Front-end source files
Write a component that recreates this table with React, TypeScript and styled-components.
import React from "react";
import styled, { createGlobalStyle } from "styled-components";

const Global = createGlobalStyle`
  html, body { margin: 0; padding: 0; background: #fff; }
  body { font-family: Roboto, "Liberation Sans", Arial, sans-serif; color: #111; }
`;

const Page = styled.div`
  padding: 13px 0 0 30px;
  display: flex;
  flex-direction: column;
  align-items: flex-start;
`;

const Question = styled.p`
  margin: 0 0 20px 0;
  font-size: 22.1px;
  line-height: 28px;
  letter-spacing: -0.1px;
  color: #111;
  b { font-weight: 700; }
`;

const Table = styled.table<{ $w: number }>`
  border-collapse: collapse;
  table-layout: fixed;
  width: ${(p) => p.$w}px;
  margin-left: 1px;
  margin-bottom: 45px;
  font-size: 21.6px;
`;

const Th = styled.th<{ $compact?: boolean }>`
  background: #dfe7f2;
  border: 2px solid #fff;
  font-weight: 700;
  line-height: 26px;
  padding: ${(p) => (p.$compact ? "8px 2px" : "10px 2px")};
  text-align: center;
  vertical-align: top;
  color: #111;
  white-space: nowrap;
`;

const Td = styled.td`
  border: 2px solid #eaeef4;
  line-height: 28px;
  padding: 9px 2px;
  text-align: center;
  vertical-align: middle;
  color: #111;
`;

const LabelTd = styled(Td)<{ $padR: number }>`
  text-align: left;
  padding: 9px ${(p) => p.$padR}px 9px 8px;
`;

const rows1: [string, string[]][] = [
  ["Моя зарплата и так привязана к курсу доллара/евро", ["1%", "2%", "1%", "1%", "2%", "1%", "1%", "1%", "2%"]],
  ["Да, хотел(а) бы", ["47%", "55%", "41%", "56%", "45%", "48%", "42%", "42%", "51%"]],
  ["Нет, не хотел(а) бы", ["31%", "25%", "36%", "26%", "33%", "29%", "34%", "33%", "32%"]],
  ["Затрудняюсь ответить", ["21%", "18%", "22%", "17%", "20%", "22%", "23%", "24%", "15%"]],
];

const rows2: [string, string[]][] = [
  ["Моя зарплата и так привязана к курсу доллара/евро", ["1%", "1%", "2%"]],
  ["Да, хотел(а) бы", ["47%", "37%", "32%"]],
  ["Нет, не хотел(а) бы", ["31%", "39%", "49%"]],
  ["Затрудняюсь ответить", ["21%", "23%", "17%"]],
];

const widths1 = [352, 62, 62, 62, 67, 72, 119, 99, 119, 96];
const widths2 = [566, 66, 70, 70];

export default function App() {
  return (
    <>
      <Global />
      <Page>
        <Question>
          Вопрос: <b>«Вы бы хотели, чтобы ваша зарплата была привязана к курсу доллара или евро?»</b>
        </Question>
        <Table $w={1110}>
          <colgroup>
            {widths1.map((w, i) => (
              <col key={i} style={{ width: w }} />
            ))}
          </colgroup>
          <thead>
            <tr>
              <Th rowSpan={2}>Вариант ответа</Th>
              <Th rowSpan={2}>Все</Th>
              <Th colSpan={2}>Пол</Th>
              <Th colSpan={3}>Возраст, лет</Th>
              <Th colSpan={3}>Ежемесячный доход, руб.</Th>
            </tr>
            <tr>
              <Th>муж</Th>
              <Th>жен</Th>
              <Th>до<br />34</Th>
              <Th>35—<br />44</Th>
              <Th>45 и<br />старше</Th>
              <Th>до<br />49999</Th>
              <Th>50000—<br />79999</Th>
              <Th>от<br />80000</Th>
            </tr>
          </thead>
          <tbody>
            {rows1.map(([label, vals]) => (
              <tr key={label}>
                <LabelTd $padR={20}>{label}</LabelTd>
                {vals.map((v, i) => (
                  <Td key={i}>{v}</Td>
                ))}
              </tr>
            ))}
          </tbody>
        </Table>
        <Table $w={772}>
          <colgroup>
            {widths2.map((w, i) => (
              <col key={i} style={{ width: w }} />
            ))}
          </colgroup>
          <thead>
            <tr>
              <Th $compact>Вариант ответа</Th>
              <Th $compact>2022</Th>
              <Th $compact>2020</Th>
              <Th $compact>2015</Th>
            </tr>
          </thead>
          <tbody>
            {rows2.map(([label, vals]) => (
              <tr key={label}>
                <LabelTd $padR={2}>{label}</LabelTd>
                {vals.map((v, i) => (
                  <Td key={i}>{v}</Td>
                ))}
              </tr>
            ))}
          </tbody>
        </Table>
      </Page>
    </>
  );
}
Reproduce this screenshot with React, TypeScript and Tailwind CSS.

• **Exercise directions**: Repeat the entries exactly, all of them.

• **Task output**:
Write a component that recreates this table with React, TypeScript and styled-components.
import React from "react";
import styled, { createGlobalStyle } from "styled-components";

const Global = createGlobalStyle`
  html, body { margin: 0; padding: 0; background: #fff; }
  body { font-family: Roboto, "Liberation Sans", Arial, sans-serif; color: #111; }
`;

const Page = styled.div`
  padding: 13px 0 0 30px;
  display: flex;
  flex-direction: column;
  align-items: flex-start;
`;

const Question = styled.p`
  margin: 0 0 20px 0;
  font-size: 22.1px;
  line-height: 28px;
  letter-spacing: -0.1px;
  color: #111;
  b { font-weight: 700; }
`;

const Table = styled.table<{ $w: number }>`
  border-collapse: collapse;
  table-layout: fixed;
  width: ${(p) => p.$w}px;
  margin-left: 1px;
  margin-bottom: 45px;
  font-size: 21.6px;
`;

const Th = styled.th<{ $compact?: boolean }>`
  background: #dfe7f2;
  border: 2px solid #fff;
  font-weight: 700;
  line-height: 26px;
  padding: ${(p) => (p.$compact ? "8px 2px" : "10px 2px")};
  text-align: center;
  vertical-align: top;
  color: #111;
  white-space: nowrap;
`;

const Td = styled.td`
  border: 2px solid #eaeef4;
  line-height: 28px;
  padding: 9px 2px;
  text-align: center;
  vertical-align: middle;
  color: #111;
`;

const LabelTd = styled(Td)<{ $padR: number }>`
  text-align: left;
  padding: 9px ${(p) => p.$padR}px 9px 8px;
`;

const rows1: [string, string[]][] = [
  ["Моя зарплата и так привязана к курсу доллара/евро", ["1%", "2%", "1%", "1%", "2%", "1%", "1%", "1%", "2%"]],
  ["Да, хотел(а) бы", ["47%", "55%", "41%", "56%", "45%", "48%", "42%", "42%", "51%"]],
  ["Нет, не хотел(а) бы", ["31%", "25%", "36%", "26%", "33%", "29%", "34%", "33%", "32%"]],
  ["Затрудняюсь ответить", ["21%", "18%", "22%", "17%", "20%", "22%", "23%", "24%", "15%"]],
];

const rows2: [string, string[]][] = [
  ["Моя зарплата и так привязана к курсу доллара/евро", ["1%", "1%", "2%"]],
  ["Да, хотел(а) бы", ["47%", "37%", "32%"]],
  ["Нет, не хотел(а) бы", ["31%", "39%", "49%"]],
  ["Затрудняюсь ответить", ["21%", "23%", "17%"]],
];

const widths1 = [352, 62, 62, 62, 67, 72, 119, 99, 119, 96];
const widths2 = [566, 66, 70, 70];

export default function App() {
  return (
    <>
      <Global />
      <Page>
        <Question>
          Вопрос: <b>«Вы бы хотели, чтобы ваша зарплата была привязана к курсу доллара или евро?»</b>
        </Question>
        <Table $w={1110}>
          <colgroup>
            {widths1.map((w, i) => (
              <col key={i} style={{ width: w }} />
            ))}
          </colgroup>
          <thead>
            <tr>
              <Th rowSpan={2}>Вариант ответа</Th>
              <Th rowSpan={2}>Все</Th>
              <Th colSpan={2}>Пол</Th>
              <Th colSpan={3}>Возраст, лет</Th>
              <Th colSpan={3}>Ежемесячный доход, руб.</Th>
            </tr>
            <tr>
              <Th>муж</Th>
              <Th>жен</Th>
              <Th>до<br />34</Th>
              <Th>35—<br />44</Th>
              <Th>45 и<br />старше</Th>
              <Th>до<br />49999</Th>
              <Th>50000—<br />79999</Th>
              <Th>от<br />80000</Th>
            </tr>
          </thead>
          <tbody>
            {rows1.map(([label, vals]) => (
              <tr key={label}>
                <LabelTd $padR={20}>{label}</LabelTd>
                {vals.map((v, i) => (
                  <Td key={i}>{v}</Td>
                ))}
              </tr>
            ))}
          </tbody>
        </Table>
        <Table $w={772}>
          <colgroup>
            {widths2.map((w, i) => (
              <col key={i} style={{ width: w }} />
            ))}
          </colgroup>
          <thead>
            <tr>
              <Th $compact>Вариант ответа</Th>
              <Th $compact>2022</Th>
              <Th $compact>2020</Th>
              <Th $compact>2015</Th>
            </tr>
          </thead>
          <tbody>
            {rows2.map(([label, vals]) => (
              <tr key={label}>
                <LabelTd $padR={2}>{label}</LabelTd>
                {vals.map((v, i) => (
                  <Td key={i}>{v}</Td>
                ))}
              </tr>
            ))}
          </tbody>
        </Table>
      </Page>
    </>
  );
}
Reproduce this screenshot with React, TypeScript and Tailwind CSS.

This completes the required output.